STORED DATA =
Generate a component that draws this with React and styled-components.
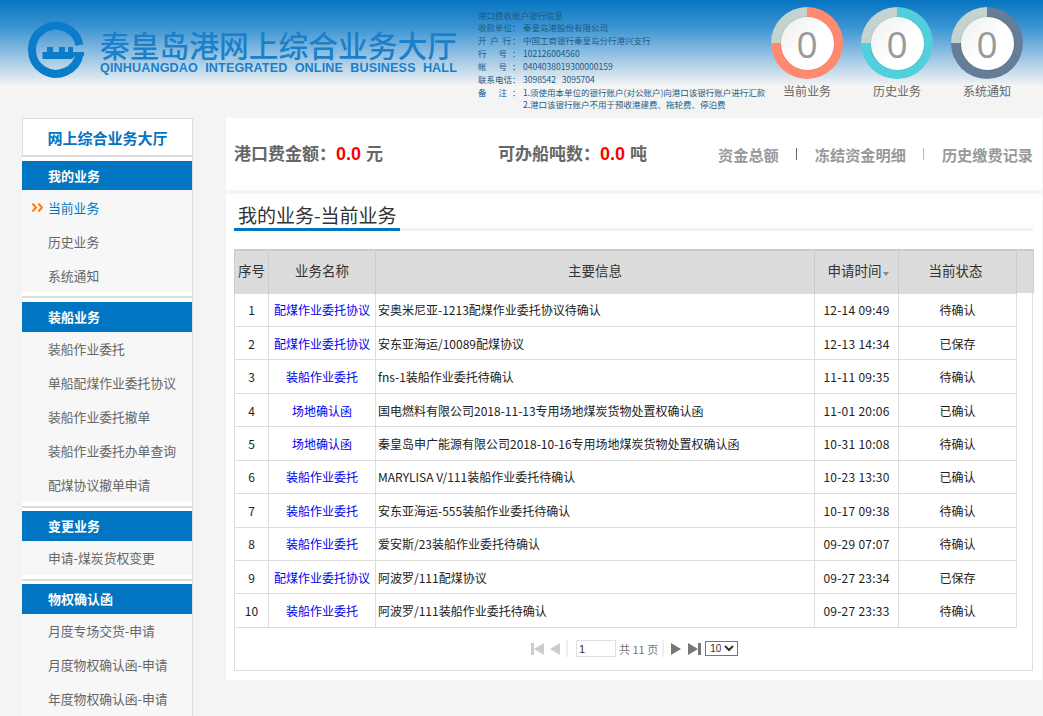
import React from "react";
import styled, { createGlobalStyle } from "styled-components";

const FONT = `"Noto Sans CJK SC", "Open Sans", sans-serif`;

const Global = createGlobalStyle`
  html, body { margin: 0; padding: 0; height: 716px; overflow: hidden; background: #f4f4f4; }
  body { font-family: ${FONT}; font-size: 12px; color: #333; }
  * { box-sizing: border-box; }
`;

const Page = styled.div`
  width: 1043px;
  height: 716px;
  overflow: hidden;
`;

const Header = styled.header`
  height: 118px;
  display: flex;
  background: linear-gradient(to bottom, #0674c1 0, #3d95d3 28px, #a9cde7 62px, #f4f4f4 86px, #f4f4f4 100%);
`;

const Logo = styled.div`
  width: 478px;
  flex: none;
  padding: 22px 0 0 28px;
  display: flex;
  gap: 16px;
`;

const LogoSvg = styled.svg`
  flex: none;
`;

const LogoText = styled.div`
  display: flex;
  flex-direction: column;
  padding-top: 4px;
`;

const LogoCn = styled.div`
  font-size: 29.75px;
  line-height: 36px;
  font-weight: 500;
  color: #1b80c9;
  white-space: nowrap;
`;

const LogoEn = styled.div`
  font-family: "Liberation Sans", sans-serif;
  font-size: 12.6px;
  line-height: 13px;
  font-weight: 700;
  letter-spacing: 0.13px;
  word-spacing: 3.6px;
  color: #1b80c9;
  white-space: nowrap;
`;

const Bank = styled.div`
  width: 293px;
  flex: none;
  padding-top: 8.5px;
  color: #1d5a85;
  font-size: 8.5px;
`;

const BankLine = styled.div`
  display: flex;
  height: 12.85px;
  line-height: 12.85px;
  white-space: nowrap;
`;

const BankLabel = styled.span`
  width: 42.5px;
  margin-right: 2.5px;
  flex: none;
  text-align: justify;
  text-align-last: justify;
`;

const Stats = styled.div`
  display: flex;
  padding-top: 7px;
  gap: 18px;
`;

const Stat = styled.div`
  width: 72px;
  display: flex;
  flex-direction: column;
  align-items: center;
`;

const Ring = styled.div`
  width: 72px;
  height: 72px;
  border-radius: 50%;
  background: conic-gradient(${(p) => p.$color} 0 270deg, #c4d3cf 270deg 360deg);
  display: flex;
  align-items: center;
  justify-content: center;
`;

const RingInner = styled.div`
  width: 53px;
  height: 53px;
  border-radius: 50%;
  background: linear-gradient(135deg, #eeeeee 0%, #ffffff 55%);
  box-shadow: 0 0 2px rgba(0, 0, 0, 0.15);
  display: flex;
  align-items: center;
  justify-content: center;
  color: #999;
  font-family: "Open Sans", sans-serif;
  font-size: 37px;
  line-height: 1;
`;

const StatLabel = styled.div`
  margin-top: 3px;
  font-size: 12px;
  line-height: 18px;
  color: #666;
`;

const Body = styled.div`
  display: flex;
  padding-left: 22px;
  gap: 33px;
`;

const Side = styled.nav`
  width: 171px;
  flex: none;
  background: #fff;
  border-right: 1px solid #ddd;
`;

const SideTitle = styled.div`
  height: 39px;
  border: 1px solid #ddd;
  border-right: 0;
  border-bottom-width: 2px;
  color: #0075c2;
  font-size: 15px;
  font-weight: 700;
  line-height: 37px;
  text-align: center;
`;

const SideGap = styled.div`
  height: 4px;
  background: #fff;
`;

const SideRule = styled.div`
  height: ${(p) => p.$h}px;
  background: linear-gradient(to bottom, #fff 0 4px, #ddd 4px 6px, #fff 6px);
`;

const SideHead = styled.div`
  height: ${(p) => p.$h || 30}px;
  background: #0075c2;
  color: #fff;
  font-size: 13px;
  font-weight: 700;
  line-height: ${(p) => p.$h || 30}px;
  padding-left: 26px;
`;

const SideItem = styled.a`
  display: block;
  position: relative;
  height: 34px;
  background: #f7f7f7;
  color: ${(p) => (p.$active ? "#0075c2" : "#666")};
  font-size: 12.8px;
  line-height: ${(p) => p.$lh || 34}px;
  padding-left: 26px;
  white-space: nowrap;
`;

const Chevrons = styled.svg`
  position: absolute;
  left: 10px;
  top: 13px;
`;

const Main = styled.main`
  width: 816px;
  flex: none;
  display: flex;
  flex-direction: column;
  gap: 4px;
`;

const Summary = styled.div`
  height: 72px;
  background: #fff;
  display: flex;
  align-items: center;
  padding: 0 9px 0 8px;
  color: #666;
`;

const Amount = styled.div`
  width: ${(p) => p.$w || "auto"};
  flex: none;
  margin-bottom: 4px;
  font-size: 17px;
  font-weight: 700;
  white-space: pre;
`;

const Red = styled.span`
  color: #f00;
  font-family: "Liberation Sans", sans-serif;
  font-size: 18px;
`;

const Links = styled.div`
  margin-left: auto;
  flex: none;
  display: flex;
  align-items: center;
  color: #999;
  font-size: 15.2px;
  font-weight: 700;
  white-space: nowrap;
`;

const LinkSep = styled.span`
  width: 1px;
  height: 12px;
  background: ${(p) => p.$c || "#666"};
  margin: 0 18px 0 17px;
`;

const Content = styled.section`
  height: 486px;
  background: #fff;
  padding: 8px 9px 9px 8px;
  display: flex;
  flex-direction: column;
`;

const TitleBar = styled.div`
  border-bottom: 3px solid #f2f2f2;
  height: 29px;
`;

const Title = styled.h2`
  display: inline-block;
  margin: 0 0 -3px;
  width: 166px;
  height: 29px;
  border-bottom: 3px solid #0075c2;
  padding-left: 4px;
  font-size: 19px;
  font-weight: 400;
  line-height: 25px;
  color: #333;
  white-space: nowrap;
`;

const GridBox = styled.div`
  margin-top: 18px;
  flex: 1;
  border: 1px solid #ddd;
  border-top: 0;
  display: flex;
  flex-direction: column;
`;

const Table = styled.table`
  width: 799px;
  table-layout: fixed;
  border-collapse: collapse;
  margin-left: -1px;
`;

const Th = styled.th`
  height: 43px;
  background: #dcdcdc;
  border-top: 2px solid #ccc;
  border-right: 1px solid #ccc;
  border-left: 1px solid #ccc;
  font-size: 13.5px;
  font-weight: 400;
  color: #333;
  text-align: center;
  padding: 0 ${(p) => p.$pr || 0}px 3px ${(p) => p.$pl || 0}px;
  white-space: nowrap;
`;

const Td = styled.td`
  height: 33.45px;
  border: 1px solid #ddd;
  font-size: 12px;
  color: #222;
  text-align: ${(p) => p.$align || "center"};
  padding: ${(p) => (p.$align ? "0 2px" : "0")};
  letter-spacing: ${(p) => (p.$spaced ? "0.25px" : "0")};
  white-space: nowrap;
`;

const Blue = styled.a`
  color: #0000f0;
`;

const SortMark = styled.span`
  display: inline-block;
  width: 0;
  height: 0;
  margin-left: 1px;
  border: 3px solid transparent;
  border-top: 4px solid #888;
  vertical-align: -3px;
`;

const Pager = styled.div`
  flex: 1;
  display: flex;
  align-items: center;
  padding-left: 296px;
  color: #777;
  font-size: 11px;
`;

const PagerIcon = styled.svg`
  flex: none;
  margin-right: ${(p) => p.$mr || 0}px;
`;

const PagerSep = styled.span`
  width: 2px;
  height: 17px;
  background: #eee;
  margin: ${(p) => p.$m};
`;

const PageInput = styled.input`
  width: 40px;
  height: 17px;
  border: 1px solid #e0e0e0;
  padding: 0 2px;
  font-family: "Liberation Sans", sans-serif;
  font-size: 11px;
  color: #333;
  outline: none;
`;

const PageText = styled.span`
  margin: 0 4px 0 3px;
  white-space: nowrap;
`;

const PageSelect = styled.select`
  width: 33px;
  height: 15px;
  margin-left: 4px;
  border: 1px solid #767676;
  background: #fff;
  padding: 0;
  font-family: "Liberation Sans", sans-serif;
  font-size: 10px;
  color: #333;
`;

const COLON = "\uff1a";

const bankLines = [
  ["收款单位", "秦皇岛港股份有限公司"],
  ["开 户 行", "中国工商银行秦皇岛分行港兴支行"],
  ["行 号", "102126004560"],
  ["帐 号", "0404038019300000159"],
  ["联系电话", "3098542\u00a0\u00a0\u00a03095704"],
  ["备 注", "1.须使用本单位的银行账户(对公账户)向港口该银行账户进行汇款"],
  ["", "2.港口该银行账户不用于预收港建费、拖轮费、停泊费"],
];

const rows = [
  ["配煤作业委托协议", "安奥米尼亚-1213配煤作业委托协议待确认", "12-14 09:49", "待确认"],
  ["配煤作业委托协议", "安东亚海运/10089配煤协议", "12-13 14:34", "已保存"],
  ["装船作业委托", "fns-1装船作业委托待确认", "11-11 09:35", "待确认"],
  ["场地确认函", "国电燃料有限公司2018-11-13专用场地煤炭货物处置权确认函", "11-01 20:06", "已确认"],
  ["场地确认函", "秦皇岛申广能源有限公司2018-10-16专用场地煤炭货物处置权确认函", "10-31 10:08", "待确认"],
  ["装船作业委托", "MARYLISA V/111装船作业委托待确认", "10-23 13:30", "已确认"],
  ["装船作业委托", "安东亚海运-555装船作业委托待确认", "10-17 09:38", "待确认"],
  ["装船作业委托", "爱安斯/23装船作业委托待确认", "09-29 07:07", "待确认"],
  ["配煤作业委托协议", "阿波罗/111配煤协议", "09-27 23:34", "已保存"],
  ["装船作业委托", "阿波罗/111装船作业委托待确认", "09-27 23:33", "待确认"],
];

const nav = [
  { head: "我的业务", h: 29, lh: 36, items: ["当前业务", "历史业务", "系统通知"] },
  { head: "装船业务", rule: 10, items: ["装船作业委托", "单船配煤作业委托协议", "装船作业委托撤单", "装船作业委托办单查询", "配煤协议撤单申请"] },
  { head: "变更业务", rule: 9, items: ["申请-煤炭货权变更"] },
  { head: "物权确认函", rule: 9, items: ["月度专场交货-申请", "月度物权确认函-申请", "年度物权确认函-申请"] },
];

const stats = [
  ["当前业务", "#ff8a70"],
  ["历史业务", "#52cfdc"],
  ["系统通知", "#667d98"],
];

const LogoMark = () => (
  <LogoSvg width="56" height="56" viewBox="0 0 56 56">
    <path d="M51.5 23 A24 24 0 1 0 51.6 32" fill="none" stroke="#0b7dc8" strokeWidth="8" />
    <path
      d="M14.5 37 L14.5 30 L19 30 L19 25 L25 25 L25 30 L31 30 L31 25 L37 25 L37 30 L40 30 L40 25 L45 25 L45 30 L56 30 L56 34 L47 34 L44 37 Z"
      fill="#0b7dc8"
    />
  </LogoSvg>
);

const Arrow = ({ color, flip, bar, mr }) => (
  <PagerIcon width={bar ? 13 : 11} height="12" viewBox={bar ? "0 0 13 12" : "0 0 11 12"} $mr={mr}>
    {flip ? (
      <path d={bar ? "M13 0 L3 6 L13 12 Z" : "M11 0 L1 6 L11 12 Z"} fill={color} />
    ) : (
      <path d="M0 0 L10 6 L0 12 Z" fill={color} />
    )}
    {bar && <rect x={flip ? 0 : 10} y="0" width="3" height="12" fill={color} />}
  </PagerIcon>
);

export default function App() {
  return (
    <Page>
      <Global />
      <Header>
        <Logo>
          <LogoMark />
          <LogoText>
            <LogoCn>秦皇岛港网上综合业务大厅</LogoCn>
            <LogoEn>QINHUANGDAO INTEGRATED ONLINE BUSINESS HALL</LogoEn>
          </LogoText>
        </Logo>
        <Bank>
          <BankLine>港口费收账户银行信息</BankLine>
          {bankLines.map(([a, b], i) => (
            <BankLine key={i}>
              <BankLabel>{a && a + COLON}</BankLabel>
              <span>{b}</span>
            </BankLine>
          ))}
        </Bank>
        <Stats>
          {stats.map(([label, color]) => (
            <Stat key={label}>
              <Ring $color={color}>
                <RingInner>0</RingInner>
              </Ring>
              <StatLabel>{label}</StatLabel>
            </Stat>
          ))}
        </Stats>
      </Header>
      <Body>
        <Side>
          <SideTitle>网上综合业务大厅</SideTitle>
          <SideGap />
          {nav.map((g, gi) => (
            <React.Fragment key={g.head}>
              {g.rule && <SideRule $h={g.rule} />}
              <SideHead $h={g.h}>{g.head}</SideHead>
              {g.items.map((it, i) => (
                <SideItem key={it} $active={gi === 0 && i === 0} $lh={g.lh}>
                  {gi === 0 && i === 0 && (
                    <Chevrons width="12" height="9" viewBox="0 0 12 9">
                      <path d="M0.5 0.5 L4 4.5 L0.5 8.5 M6.5 0.5 L10 4.5 L6.5 8.5" fill="none" stroke="#ff7a14" strokeWidth="2" />
                    </Chevrons>
                  )}
                  {it}
                </SideItem>
              ))}
            </React.Fragment>
          ))}
        </Side>
        <Main>
          <Summary>
            <Amount $w="264px">港口费金额{COLON}<Red>0.0 </Red>元</Amount>
            <Amount>可办船吨数{COLON}<Red>0.0 </Red>吨</Amount>
            <Links>
              <span>资金总额</span>
              <LinkSep />
              <span>冻结资金明细</span>
              <LinkSep $c="#bbb" />
              <span>历史缴费记录</span>
            </Links>
          </Summary>
          <Content>
            <TitleBar>
              <Title>我的业务-当前业务</Title>
            </TitleBar>
            <GridBox>
              <Table>
                <colgroup>
                  <col width="34" />
                  <col width="107" />
                  <col width="439" />
                  <col width="84" />
                  <col width="118" />
                  <col width="17" />
                </colgroup>
                <thead>
                  <tr>
                    <Th>序号</Th>
                    <Th>业务名称</Th>
                    <Th>主要信息</Th>
                    <Th $pl={3}>申请时间<SortMark /></Th>
                    <Th $pr={4}>当前状态</Th>
                    <Th />
                  </tr>
                </thead>
                <tbody>
                  {rows.map((r, i) => (
                    <tr key={i}>
                      <Td>{i + 1}</Td>
                      <Td><Blue>{r[0]}</Blue></Td>
                      <Td $align="left">{r[1]}</Td>
                      <Td $spaced>{r[2]}</Td>
                      <Td>{r[3]}</Td>
                    </tr>
                  ))}
                </tbody>
              </Table>
              <Pager>
                <Arrow color="#ccc" flip bar mr={5} />
                <Arrow color="#ccc" flip />
                <PagerSep $m="0 8px 0 6px" />
                <PageInput defaultValue="1" />
                <PageText>共 11 页</PageText>
                <PagerSep $m="0 7px 0 0" />
                <Arrow color="#777" mr={6} />
                <Arrow color="#777" bar />
                <PageSelect defaultValue="10">
                  <option>10</option>
                  <option>20</option>
                </PageSelect>
              </Pager>
            </GridBox>
          </Content>
        </Main>
      </Body>
    </Page>
  );
}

EXERCISE =
Scan the material and collect every line that contains "React".

OUTPUT BELOW =
Generate a component that draws this with React and styled-components.
import React from "react";
            <React.Fragment key={g.head}>
            </React.Fragment>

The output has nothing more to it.